Cardinal Timothy Dolan gets warm welcome at Coleman Catholic High School in Ulster (video)
TOWN OF ULSTER, N.Y. — Louis Tullo, the principal at John A. Coleman Catholic High School, regards it as a little miracle.
About eight months ago, he invited Archbishop Timothy Dolan to visit the high school on Hurley Avenue, but he was notified Dolan wouldn’t be able to make it until this coming September.
Tullo is retiring in June after 44 years in education.
“That’s why I called back and asked them if they could change it. I don’t know how, but they found a way to make it happen, and I’m happy they did,” Tullo said on Wednesday.
Dolan, who was elevated to cardinal at the Vatican in February, made both Tullo and the student body at Coleman proud as he celebrated Mass in the school’s gymnasium Wednesday morning and later toured the building.
It marked his first visit to Ulster County since he became a cardinal.
“All I know is the word is out in my office, when I get an invitation from any of our wonderful Catholic schools, I want to go,” Dolan said after Mass.
“I also say, ‘You know what? The farther away, the better’ because I live smack dab in the middle of Manhattan.
“I’m so proud that the Archdiocese of New York comes way up north, and I said I want to go way up there because I don’t get to see those wonderful people enough, so here I am,” he said. Continued...
Ulster and Dutchess are the northernmost counties in the archdiocese.

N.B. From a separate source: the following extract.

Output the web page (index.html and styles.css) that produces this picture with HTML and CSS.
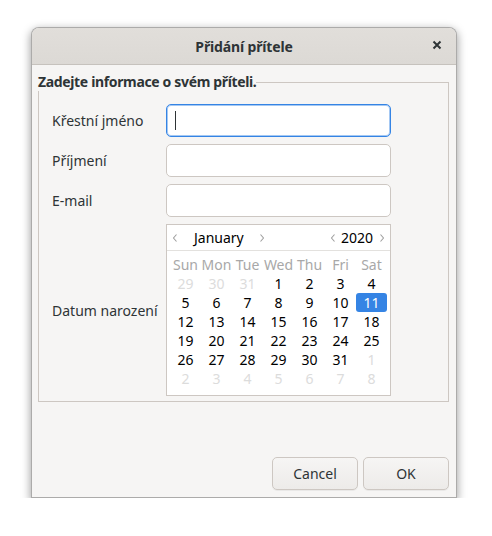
FILE: index.html
```html
<!DOCTYPE html>
<html lang="cs">
<head>
<meta charset="utf-8">
<title>Přidání přítele</title>
<link rel="stylesheet" href="styles.css">
</head>
<body>
<div class="window">
  <div class="titlebar">
    <span class="title">Přidání přítele</span>
    <span class="close">
      <svg width="10" height="10" viewBox="0 0 10 10"><path d="M1.5 1.5 L8.5 8.5 M8.5 1.5 L1.5 8.5" stroke="#2e3436" stroke-width="2" stroke-linecap="butt"/></svg>
    </span>
  </div>
  <div class="content">
    <fieldset class="frame">
      <legend class="frame-label">Zadejte informace o svém příteli.</legend>
      <div class="form">
        <label class="lbl">Křestní jméno</label>
        <div class="entry focused"><span class="cursor"></span></div>
        <label class="lbl">Příjmení</label>
        <div class="entry"></div>
        <label class="lbl">E-mail</label>
        <div class="entry"></div>
        <label class="lbl">Datum narození</label>
        <div class="calendar">
          <div class="cal-head">
            <div class="nav month">
              <svg class="arrow" width="6" height="10" viewBox="0 0 6 10"><path d="M4.5 1.5 L1.5 5 L4.5 8.5" fill="none" stroke="#a0a0a0" stroke-width="1.1"/></svg>
              <span class="nav-text">January</span>
              <svg class="arrow" width="6" height="10" viewBox="0 0 6 10"><path d="M1.5 1.5 L4.5 5 L1.5 8.5" fill="none" stroke="#a0a0a0" stroke-width="1.1"/></svg>
            </div>
            <div class="nav year">
              <svg class="arrow" width="6" height="10" viewBox="0 0 6 10"><path d="M4.5 1.5 L1.5 5 L4.5 8.5" fill="none" stroke="#a0a0a0" stroke-width="1.1"/></svg>
              <span class="nav-text">2020</span>
              <svg class="arrow" width="6" height="10" viewBox="0 0 6 10"><path d="M1.5 1.5 L4.5 5 L1.5 8.5" fill="none" stroke="#a0a0a0" stroke-width="1.1"/></svg>
            </div>
          </div>
          <div class="cal-grid">
            <span class="dn">Sun</span><span class="dn">Mon</span><span class="dn">Tue</span><span class="dn">Wed</span><span class="dn">Thu</span><span class="dn">Fri</span><span class="dn">Sat</span>
            <span class="d other">29</span><span class="d other">30</span><span class="d other">31</span><span class="d">1</span><span class="d">2</span><span class="d">3</span><span class="d">4</span>
            <span class="d">5</span><span class="d">6</span><span class="d">7</span><span class="d">8</span><span class="d">9</span><span class="d">10</span><span class="d sel">11</span>
            <span class="d">12</span><span class="d">13</span><span class="d">14</span><span class="d">15</span><span class="d">16</span><span class="d">17</span><span class="d">18</span>
            <span class="d">19</span><span class="d">20</span><span class="d">21</span><span class="d">22</span><span class="d">23</span><span class="d">24</span><span class="d">25</span>
            <span class="d">26</span><span class="d">27</span><span class="d">28</span><span class="d">29</span><span class="d">30</span><span class="d">31</span><span class="d other">1</span>
            <span class="d other">2</span><span class="d other">3</span><span class="d other">4</span><span class="d other">5</span><span class="d other">6</span><span class="d other">7</span><span class="d other">8</span>
          </div>
        </div>
      </div>
    </fieldset>
    <div class="actions">
      <button class="btn">Cancel</button>
      <button class="btn">OK</button>
    </div>
  </div>
</div>
</body>
</html>
```
FILE: styles.css
```css
html, body {
  margin: 0;
  padding: 0;
  background: #ffffff;
}
body {
  padding: 27px 0 0 31px;
  font-family: "Noto Sans", "Open Sans", sans-serif;
  font-size: 14px;
  color: #2e3436;
}
.window {
  width: 424px;
  height: 469px;
  border: 1px solid rgba(0, 0, 0, 0.3);
  border-radius: 8px 8px 0 0;
  background: #f6f5f4;
  box-shadow: 0 3px 9px 1px rgba(0, 0, 0, 0.35);
  display: flex;
  flex-direction: column;
  overflow: hidden;
}
.titlebar {
  height: 36px;
  flex: none;
  background: linear-gradient(#e1deda, #dcd9d5);
  border-bottom: 1px solid #c6c2bd;
  display: flex;
  align-items: center;
  justify-content: center;
  position: relative;
}
.title {
  font-weight: bold;
  font-size: 14px;
  color: #2e3436;
  letter-spacing: -0.15px;
}
.close {
  position: absolute;
  right: 14px;
  top: 12px;
  width: 10px;
  height: 10px;
  display: flex;
}
.content {
  flex: 1;
  display: flex;
  flex-direction: column;
  padding: 0 7px 7px 6px;
}
.frame {
  margin: 8px 0 0 0;
  padding: 0 0 5px 0;
  border: 1px solid #cdc7c2;
  min-width: 0;
}
.frame-label {
  padding: 0;
  margin-left: -1px;
  font-weight: bold;
  font-size: 14px;
  line-height: 18px;
  letter-spacing: -0.35px;
  color: #2e3436;
}
.form {
  display: grid;
  grid-template-columns: 102px 225px;
  column-gap: 12px;
  row-gap: 7px;
  padding: 13px 0 0 13px;
  align-items: center;
}
.lbl {
  color: #2e3436;
  font-size: 14px;
  white-space: nowrap;
}
.entry {
  height: 31px;
  border: 1px solid #cdc7c2;
  border-radius: 5px;
  background: #ffffff;
  display: flex;
  align-items: center;
  padding-left: 8px;
}
.entry.focused {
  border-color: #3584e4;
  box-shadow: inset 0 0 0 1px rgba(53, 132, 228, 0.45);
}
.cursor {
  width: 1px;
  height: 19px;
  background: #2e3436;
}
.calendar {
  height: 170px;
  border: 1px solid #cdc7c2;
  background: #ffffff;
  display: flex;
  flex-direction: column;
  font-size: 14px;
  color: #000000;
}
.cal-head {
  height: 25px;
  border-bottom: 1px solid #e3e1de;
  display: flex;
  justify-content: space-between;
  align-items: center;
  padding: 0 5px 0 5px;
}
.nav {
  display: flex;
  align-items: center;
}
.arrow {
  display: block;
}
.month .nav-text {
  margin: 0 15px 0 16px;
}
.year .nav-text {
  margin: 0 6px 0 5px;
}
.cal-grid {
  display: grid;
  grid-template-columns: repeat(7, 31px);
  grid-auto-rows: 19px;
  padding: 4px 3px 0 3px;
}
.dn, .d {
  display: flex;
  align-items: center;
  justify-content: center;
  line-height: 19px;
}
.dn {
  color: #a8a8a8;
}
.d.other {
  color: #dcdcdc;
}
.d.sel {
  background: #3584e4;
  color: #ffffff;
  border-radius: 3px;
}
.actions {
  margin-top: auto;
  display: flex;
  justify-content: flex-end;
  gap: 5px;
}
.btn {
  width: 86px;
  height: 33px;
  border: 1px solid #cdc7c2;
  border-radius: 5px;
  background: linear-gradient(#f6f5f4, #edebe9);
  font-family: "Noto Sans", "Open Sans", sans-serif;
  font-size: 14px;
  color: #2e3436;
  box-shadow: 0 1px rgba(0, 0, 0, 0.05);
}
```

During Dolan’s brief sermon, he told the story of how, years ago, he and his classmates at the Holy Infant School in St. Louis had made fun of a new student, who was French-Canadian.
The boy went on to win a spelling bee and got a gift certificate to a hot dog restaurant, and even after all of heckling from his classmates, he invited them to join him.
Dolan, now 62, likened that to love and forgiveness of Christ “multiplied by infinity.”
“He offered us love. We gave him hate,” Dolan said. “When he conquered sin and rose from the dead, he shared his victory with us.”
During Mass, members of Coleman’s choir performed and Dolan gave credit to the school for its excellence in education and the school’s 15-member board for its “sterling leadership.”
“Wherever I go, I hear the alumni from Coleman say how proud they are of the school,” he said.
The archdiocese formerly operated Coleman but announced in 2001 that it was closing the school. A community fundraising effort saved the school, and it has operated independently ever since.
Several students from nearby Catholic schools attended Wednesday’s Mass at Coleman, as did some local dignitaries. The event was not open to the public.
After Mass, the charismatic Dolan mingled with students and stopped to pose for pictures. Continued...
He even made his way back down a hallway to find and congratulate a couple that just celebrated 50 years of marriage.
Dolan then toured the school, making stops in many classrooms.
Tullo said later in the day that it was, indeed, one for the books at Coleman.
“We’re ecstatic,” he said. “This is a special for the school. ... We’re really happy to have the cardinal come up and see our kids and school and to see what we’ve done in the 11 years since we were privatized.”